AGL needs to quit coal for Australia to get to net-zero

May 21, 2021

This week conservative energy body, the International Energy Agency (IEA) outlined a global pathway towards net-zero by 2050. A growing number of businesses are joining every Australian state and territory in committing to net-zero emissions. In the face of this seismic shift, even certified coal-carrier Scott Morrison’s resistance is starting to waver.

But despite all the momentum, AGL, Australia’s largest energy company and biggest domestic contributor to climate change, remains the most substantial roadblock to a safe and prosperous future for all Australians, powered by clean energy.

AGL produces more than twice the emissions of the next biggest polluter, Energy Australia, and more than BHP, Rio Tinto, Glencore and Qantas combined.

Despite cramming its ads with wind turbines and solar panels, AGL generates around 85 per cent of its electricity from coal. Worse still, AGL plans to keep burning coal until 2048, a timeline that is completely at odds with the clear advice of the world’s best science, not to mention the demands of the United Nations and IEA, which call for an end to coal power by 2030 at the latest.

The scientific consensus is clear: the world needs to get to net-zero emissions by 2035 to avoid catastrophic climate change and the turbo-charged extreme weather that will come with it. Australia is already seeing the devastating effects of just one degree of warming in longer and more dangerous bushfire seasons, more droughts, heatwaves, floods and cyclones.

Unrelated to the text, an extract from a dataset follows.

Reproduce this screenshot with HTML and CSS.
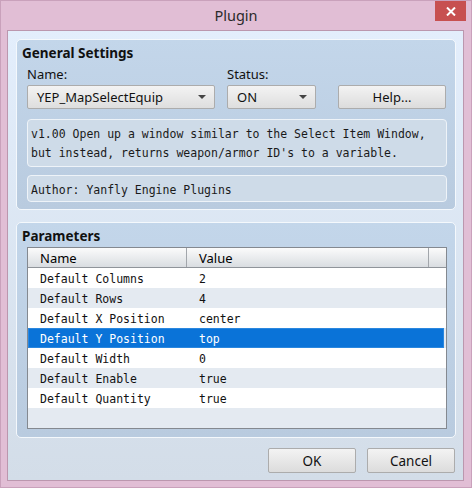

In order to reach net-zero emissions within a safe timeframe, the entire economy must decarbonise rapidly. And that needs to start in the electricity sector, where steep cuts in emissions are the easiest and cheapest because we already have the solution in the form of renewable energy like wind and solar, firmed up by batteries.

This requires electricity generators like AGL to close their ageing and increasingly unreliable coal-burning power stations by 2030 and replace them with clean energy. It’s not only in the best interest of the environment but also AGL itself, its shareholders, investors and customers, and the overwhelming majority of Australians who want clean air and a safe climate.

Australia will struggle to make progress on decarbonising and electrifying other high-emitting sectors like transport and construction unless AGL plays its part in helping to bring about an electricity grid powered by 100% renewables. AGL has a key part to play in tackling the climate crisis – indeed the recent IEA report recommends the phase-out of “sub critical coal” by 2030 as one of the crucial factors in an effective pathway towards net-zero. For reference, AGL’s NSW and Victorian generators are deemed subcritical under the IEA’s definition.

There are huge opportunities in embracing a clean energy future. Australian regions which now wheeze under a cloud of coal pollution, such as Victoria’s Latrobe Valley or the Hunter Valley in NSW, can be centres of renewable energy generation and technological innovation, bringing thousands of new, well-paying jobs while protecting the health of local communities. Both of these regions, with their existing transmission infrastructure and skilled energy workforce, are well placed to capitalise on clean technology revolutions, with the Hunter proposed as the site of a massive green hydrogen project that would revolutionise NSW’s energy supply.

The Federal Government, in its passionate defence of coal jobs, often overlooks the fact that regions housing existing coal-burning power stations are best placed to continue helping power the country. With their transmission infrastructure designed to send large amounts of power into the grid, they represent the ideal location for big batteries. When Energy Australia shuts its Yallourn power station in 2028, it will be replaced by a 350MW battery.

But instead of running with this building clean energy-momentum, AGL is choosing to bury its head in the sand. For an organisation that should be leading the energy transition, AGL seems more focused on stifling legitimate criticism about its poor environmental record.

Earlier this month, AGL took Greenpeace Australia Pacific to court over a campaign that labelled AGL as “Australia’s biggest climate polluter” and called on the company to close its coal-burning power stations by 2030 in the best interests of the environment as well as AGL shareholders, investors and customers.

But it’s not just Greenpeace taking aim at AGL. The IEA’s report has laid out a path for the world to get to net-zero emissions.  The plan calls for a phase-out of coal-fired power in advanced economies like Australia by 2030. This brings the IEA in line with the position taken by the UN and Greenpeace.

When one of the world’s most conservative energy advisory bodies and the UN are on the same page as Greenpeace, AGL can’t dismiss the sober, science-based calls for them to close their coal assets by 2030, lest they learn the hard way that these so-called assets are rapidly becoming liabilities.